Source material:
◆ ◆ ◆ ◆ ◆

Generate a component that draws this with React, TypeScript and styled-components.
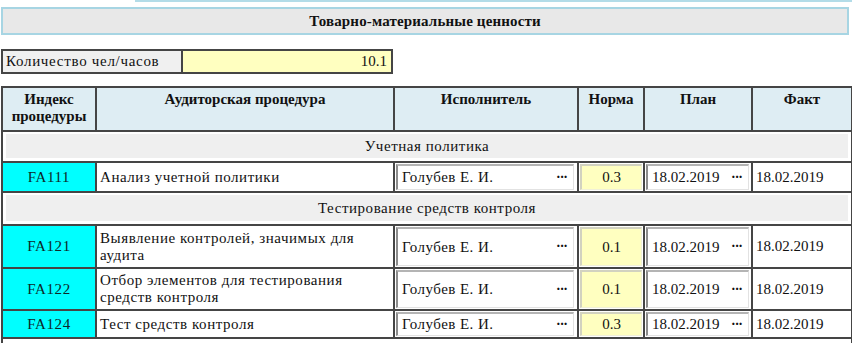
import React from "react";
import styled, { createGlobalStyle } from "styled-components";

const SERIF = `"Liberation Serif", "Tinos", "Times New Roman", serif`;

const GlobalStyle = createGlobalStyle`
  html, body {
    margin: 0;
    padding: 0;
    overflow: hidden;
    background: #ffffff;
  }
  body {
    font-family: ${SERIF};
    font-size: 15px;
    color: #111111;
  }
  table, th, td {
    font-family: ${SERIF};
  }
`;

const Page = styled.div`
  width: 852px;
  display: flex;
  flex-direction: column;
  font-family: ${SERIF};
`;

const TopStrip = styled.div`
  height: 2px;
  margin-left: 135px;
  background: #b3dce8;
`;

const TitleBar = styled.div`
  box-sizing: border-box;
  margin: 5px 3px 0 1px;
  height: 28px;
  border: 2px solid #a7d5e3;
  background: #e8e8e8;
  display: flex;
  align-items: center;
  justify-content: center;
  font-weight: bold;
  font-size: 15px;
  letter-spacing: 0.15px;
`;

const QtyRow = styled.div`
  box-sizing: border-box;
  margin: 14px 0 0 1px;
  width: 392px;
  height: 25px;
  display: grid;
  grid-template-columns: 180px 1fr;
  border: 2px solid #454545;
`;

const QtyLabel = styled.div`
  background: #f0f0f0;
  border-right: 2px solid #454545;
  display: flex;
  align-items: center;
  padding-left: 3px;
  letter-spacing: 0.7px;
`;

const QtyValue = styled.div`
  background: #ffffc0;
  display: flex;
  align-items: center;
  justify-content: flex-end;
  padding-right: 4px;
`;

const Table = styled.table`
  margin: 12px 0 0 1px;
  width: 850px;
  border-collapse: collapse;
  table-layout: fixed;
  font-size: 15px;
  font-family: ${SERIF};
`;

const Th = styled.th`
  border: 2px solid #454545;
  background: #deedf3;
  font-weight: bold;
  vertical-align: top;
  text-align: center;
  padding: 3px 2px 0;
  line-height: 17px;
  height: 39px;
`;

const SectionCell = styled.td<{ $h: number }>`
  border: 2px solid #454545;
  padding: 2px 3px 3px;
  height: ${(p) => p.$h - 7}px;
  background: #ffffff;
`;

const SectionInner = styled.div<{ $h: number }>`
  height: ${(p) => p.$h - 7}px;
  background: #efefef;
  display: flex;
  align-items: center;
  justify-content: center;
  letter-spacing: 0.55px;
`;

const CodeCell = styled.td`
  border: 2px solid #454545;
  background: #00ffff;
  color: #0d2828;
  text-align: center;
  vertical-align: middle;
  padding: 0;
  letter-spacing: 0.6px;
`;

const NameCell = styled.td`
  border: 2px solid #454545;
  background: #ffffff;
  vertical-align: middle;
  padding: 0 12px 0 3px;
  line-height: 17px;
  letter-spacing: 0.55px;
`;

const BoxCell = styled.td<{ $pr: number }>`
  border: 2px solid #454545;
  background: #ffffff;
  vertical-align: middle;
  padding: 1px ${(p) => p.$pr}px 1px 1px;
`;

const FieldBox = styled.div<{ $h: number; $ls: number }>`
  box-sizing: border-box;
  height: ${(p) => p.$h}px;
  display: flex;
  align-items: center;
  justify-content: space-between;
  padding: 0 6px 0 4px;
  background: #ffffff;
  letter-spacing: ${(p) => p.$ls}px;
  border-top: 2px solid #b4b4b4;
  border-left: 2px solid #8c8c8c;
  border-right: 1px solid #e2e2e2;
  border-bottom: 1px solid #e2e2e2;
`;

const NormBox = styled.div<{ $h: number }>`
  box-sizing: border-box;
  height: ${(p) => p.$h}px;
  display: flex;
  align-items: center;
  justify-content: center;
  background: #ffffc0;
  border-top: 2px solid #d2d2c0;
  border-left: 2px solid #d2d2c0;
  border-right: 1px solid #f0f0d8;
  border-bottom: 1px solid #f0f0d8;
`;

const Dots = styled.span`
  font-weight: bold;
  letter-spacing: -1px;
  font-size: 14px;
`;

const FactCell = styled.td`
  border: 2px solid #454545;
  background: #ffffff;
  vertical-align: middle;
  padding: 0 0 0 3px;
`;

const BlankCell = styled.td`
  border: 2px solid #454545;
  border-bottom: none;
  height: 26px;
  background: #ffffff;
`;

type Row =
  | { type: "section"; title: string; h: number }
  | { type: "item"; code: string; name: string; norm: string; h: number };

const rows: Row[] = [
  { type: "section", title: "Учетная политика", h: 31 },
  { type: "item", code: "FA111", name: "Анализ учетной политики", norm: "0.3", h: 29 },
  { type: "section", title: "Тестирование средств контроля", h: 33 },
  { type: "item", code: "FA121", name: "Выявление контролей, значимых для аудита", norm: "0.1", h: 42 },
  { type: "item", code: "FA122", name: "Отбор элементов для тестирования средств контроля", norm: "0.1", h: 41 },
  { type: "item", code: "FA124", name: "Тест средств контроля", norm: "0.3", h: 27 },
];

export default function App() {
  return (
    <>
      <GlobalStyle />
      <Page>
        <TopStrip />
        <TitleBar>Товарно-материальные ценности</TitleBar>
        <QtyRow>
          <QtyLabel>Количество чел/часов</QtyLabel>
          <QtyValue>10.1</QtyValue>
        </QtyRow>
        <Table>
          <colgroup>
            <col style={{ width: 94 }} />
            <col style={{ width: 298 }} />
            <col style={{ width: 184 }} />
            <col style={{ width: 66 }} />
            <col style={{ width: 108 }} />
            <col style={{ width: 100 }} />
          </colgroup>
          <thead>
            <tr>
              <Th>
                Индекс
                <br />
                процедуры
              </Th>
              <Th>Аудиторская процедура</Th>
              <Th>Исполнитель</Th>
              <Th>Норма</Th>
              <Th>План</Th>
              <Th>Факт</Th>
            </tr>
          </thead>
          <tbody>
            {rows.map((r, i) =>
              r.type === "section" ? (
                <tr key={i}>
                  <SectionCell colSpan={6} $h={r.h}>
                    <SectionInner $h={r.h}>{r.title}</SectionInner>
                  </SectionCell>
                </tr>
              ) : (
                <tr key={i} style={{ height: r.h }}>
                  <CodeCell>{r.code}</CodeCell>
                  <NameCell>{r.name}</NameCell>
                  <BoxCell $pr={3}>
                    <FieldBox $h={r.h - 3} $ls={0.45}>
                      <span>Голубев Е. И.</span>
                      <Dots>···</Dots>
                    </FieldBox>
                  </BoxCell>
                  <BoxCell $pr={1}>
                    <NormBox $h={r.h - 3}>{r.norm}</NormBox>
                  </BoxCell>
                  <BoxCell $pr={2}>
                    <FieldBox $h={r.h - 3} $ls={0}>
                      <span>18.02.2019</span>
                      <Dots>···</Dots>
                    </FieldBox>
                  </BoxCell>
                  <FactCell>18.02.2019</FactCell>
                </tr>
              )
            )}
            <tr>
              <BlankCell colSpan={6} />
            </tr>
          </tbody>
        </Table>
      </Page>
    </>
  );
}
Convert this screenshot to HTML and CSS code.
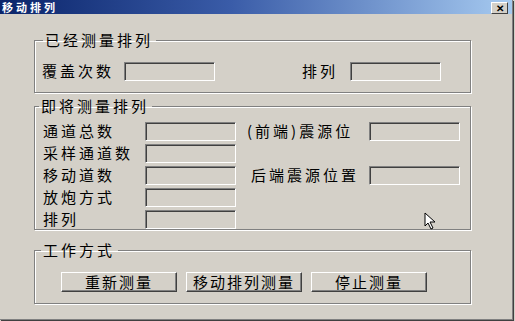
FILE: index.html
```html
<!DOCTYPE html>
<html lang="zh-CN">

<head>
    <meta charset="UTF-8">
    <title>移动排列</title>
    <link rel="stylesheet" href="styles.css">
</head>

<body>

    <div class="window">
        <div class="titlebar">
            <span class="title">移动排列</span>
            <button class="close">&#x2715;</button>
        </div>

        <div class="content">
            <fieldset class="group group-done">
                <legend>已经测量排列</legend>
                <div class="row-done">
                    <span class="label">覆盖次数</span>
                    <input class="field" disabled>
                    <span></span>
                    <span class="label">排列</span>
                    <input class="field" disabled>
                </div>
            </fieldset>

            <fieldset class="group group-next">
                <legend>即将测量排列</legend>
                <div class="grid-next">
                    <span class="label">通道总数</span>
                    <input class="field" disabled>
                    <span></span>
                    <span class="label">(前端)震源位</span>
                    <input class="field" disabled>

                    <span class="label">采样通道数</span>
                    <input class="field" disabled>
                    <span></span><span></span><span></span>

                    <span class="label">移动道数</span>
                    <input class="field" disabled>
                    <span></span>
                    <span class="label right">后端震源位置</span>
                    <input class="field" disabled>

                    <span class="label">放炮方式</span>
                    <input class="field" disabled>
                    <span></span><span></span><span></span>

                    <span class="label">排列</span>
                    <input class="field" disabled>
                    <span></span><span></span><span></span>
                </div>
            </fieldset>

            <fieldset class="group group-mode">
                <legend>工作方式</legend>
                <div class="buttons">
                    <button class="btn">重新测量</button>
                    <button class="btn">移动排列测量</button>
                    <button class="btn">停止测量</button>
                </div>
            </fieldset>
        </div>

        <!-- mouse pointer left in the screenshot -->
        <svg class="cursor" width="14" height="18" viewBox="0 0 14 18">
            <path d="M1 1 L1 14 L4 11 L7 17 L9 16 L6 10 L11 10 Z" fill="#fff" stroke="#000" stroke-width="1" />
        </svg>
    </div>

</body>

</html>
```

FILE: styles.css
```css
* {
    margin: 0;
    padding: 0;
    box-sizing: border-box;
}

body {
    background-color: #d4d0c8;
    font-family: 'Noto Sans CJK SC', 'DejaVu Sans', sans-serif;
    width: 515px;
    height: 321px;
    overflow: hidden;
}

.window {
    position: relative;
    width: 513px;
    height: 320px;
    background-color: #d4d0c8;
    border-right: 1px solid #808080;
    border-bottom: 1px solid #808080;
    box-shadow: 1px 1px 0 #404040;
}

.titlebar {
    height: 14px;
    background: linear-gradient(to right, #0a246a 0%, #3a5ca8 45%, #a6caf0 100%);
    display: flex;
    align-items: center;
    justify-content: space-between;
    padding: 0 4px 0 2px;
}

.title {
    color: #ffffff;
    font-size: 11px;
    font-weight: bold;
    line-height: 13px;
    letter-spacing: 3px;
}

.close {
    width: 17px;
    height: 12px;
    margin-top: 2px;
    background-color: #d4d0c8;
    border: 1px solid;
    border-color: #ffffff #404040 #404040 #ffffff;
    font-size: 10px;
    font-weight: bold;
    line-height: 9px;
    color: #000;
}

.content {
    padding: 19px 0 0 34px;
}

.group {
    width: 437px;
    border: 1px solid #808080;
    box-shadow: 1px 1px 0 #ffffff, inset 1px 1px 0 #ffffff;
}

.group legend {
    padding: 0 3px 0 2px;
    font-size: 15px;
    line-height: 14px;
    letter-spacing: 3px;
    color: #000;
}

.label {
    font-size: 15px;
    line-height: 16px;
    letter-spacing: 3px;
    color: #000;
    white-space: nowrap;
    align-self: start;
    padding-top: 1px;
}

.label.right {
    padding-left: 4px;
}

.field {
    height: 19px;
    background-color: #d4d0c8;
    border: 1px solid;
    border-color: #808080 #ffffff #ffffff #808080;
    box-shadow: inset 1px 1px 0 #404040;
}

.group-done {
    height: 60px;
    padding-top: 15px;
}

.group-done legend {
    margin-left: 8px;
}

.row-done {
    display: grid;
    grid-template-columns: 82px 91px 87px 48px 91px;
    margin-left: 7px;
}

.group-next {
    margin-top: 6px;
    height: 131px;
    padding-top: 9px;
}

.group-next legend {
    margin-left: 4px;
}

.grid-next {
    display: grid;
    grid-template-columns: 102px 91px 11px 122px 91px;
    grid-auto-rows: 19px;
    row-gap: 3px;
    margin-left: 8px;
}

.group-mode {
    margin-top: 13px;
    height: 61px;
    padding-top: 15px;
}

.group-mode legend {
    margin-left: 6px;
}

.buttons {
    display: flex;
    gap: 9px;
    margin-left: 26px;
}

.btn {
    width: 116px;
    height: 20px;
    background-color: #d4d0c8;
    border: 1px solid;
    border-color: #ffffff #404040 #404040 #ffffff;
    box-shadow: inset -1px -1px 0 #808080;
    font-family: 'Noto Sans CJK SC', sans-serif;
    font-size: 15px;
    line-height: 16px;
    letter-spacing: 2px;
    color: #000;
}

.cursor {
    position: absolute;
    left: 424px;
    top: 212px;
}
```
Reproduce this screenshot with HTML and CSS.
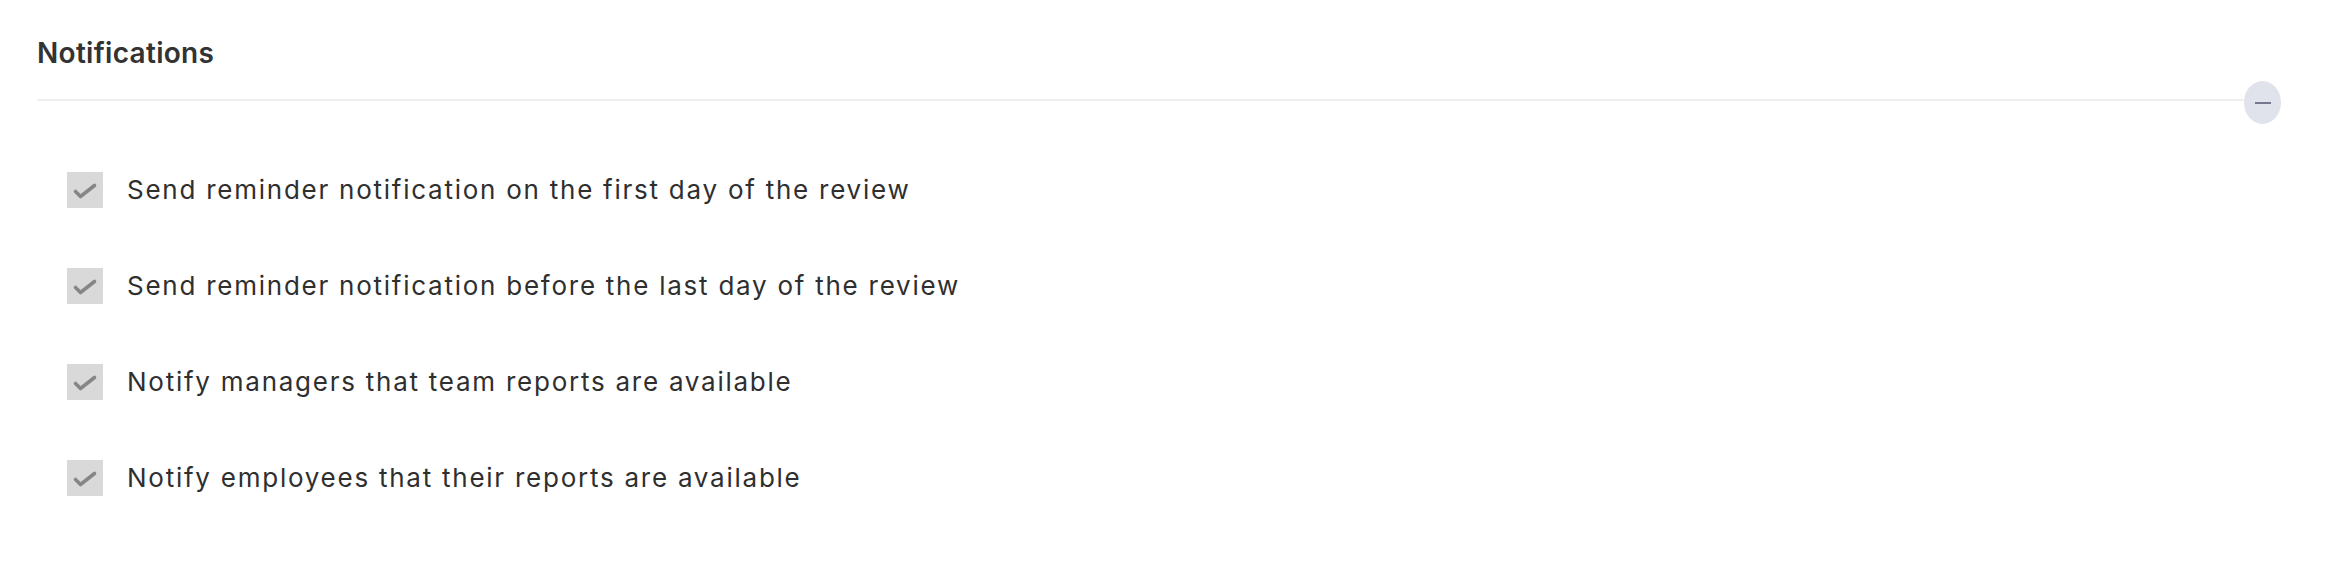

◆ ◆ ◆ ◆ ◆

Work instructions: Copy each line of the records above that carries the word "with".

Written response:
Generate a component that draws this with React, TypeScript and styled-components.
Reproduce this screenshot with HTML and CSS.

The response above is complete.